Costumes are willy-nilly. A Spanish-themed number brings on the Xavier Cugat clothes. Hose and doublet, spangles and glitter spill from designer Jennifer Moeller fertile drawing board.

Eventually, pranks become pranks for their own sakes in this nearly two-hour, intermissionless evening. Take-offs on boys’ bands, girls’ groups, on the “Chorus Line” finale, on “Cats,” on Hispanic humor, on eccentric academics and on Elizabethan mores are the kinds of interludes perpetrated by gleeful, naughty boys and girls. But who doesn’t like, or at least envy, gleeful, naughty boys and girls?

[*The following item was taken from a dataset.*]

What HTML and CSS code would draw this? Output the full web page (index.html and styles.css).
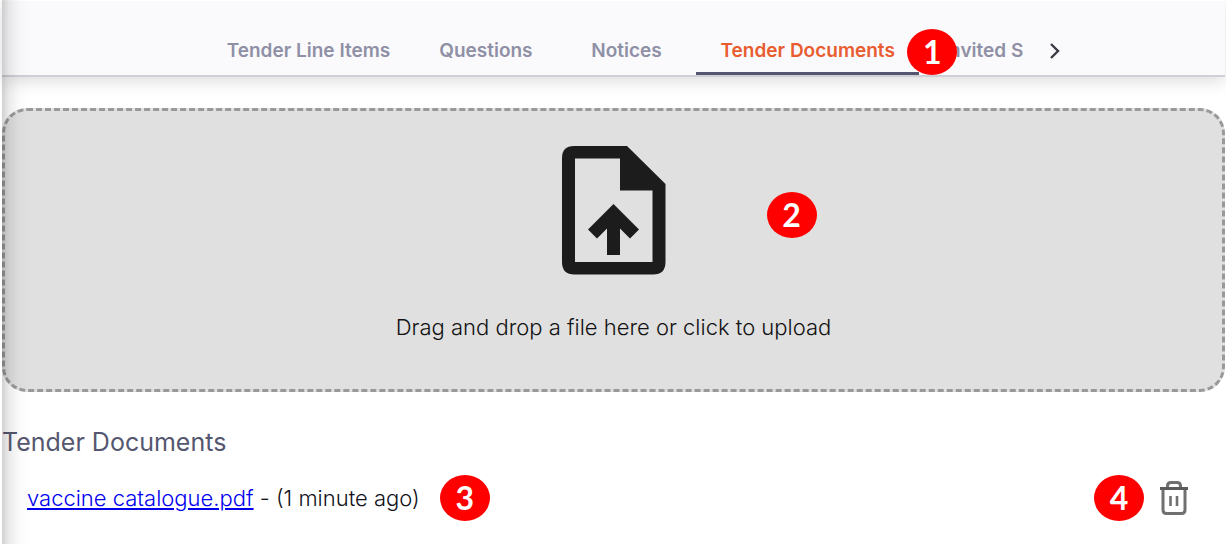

Why expect anything less audacious from the team that gave us the wonderful “Bloody, Bloody Andrew Jackson”? Whether a deconstruction of Shakespeare or our seventh president, both benefit from Alex Timbers’ pulsating direction and Michael Friedman’s jaunty score which pauses to make meta-theatrical points about the rich. (“They’re taking things away from you and me / They’re paying for plays that should be free.”)

Performed with youthful energy in a setting with its own sense of humor, “Love’s Labour’s Lost” even has time for a huge marching band. To paraphrase Pogo, “We have seen the future and it is us.” Here, it’s free-wheeling mirth that turns a 500 year old text into an abundance of contemporary pleasures.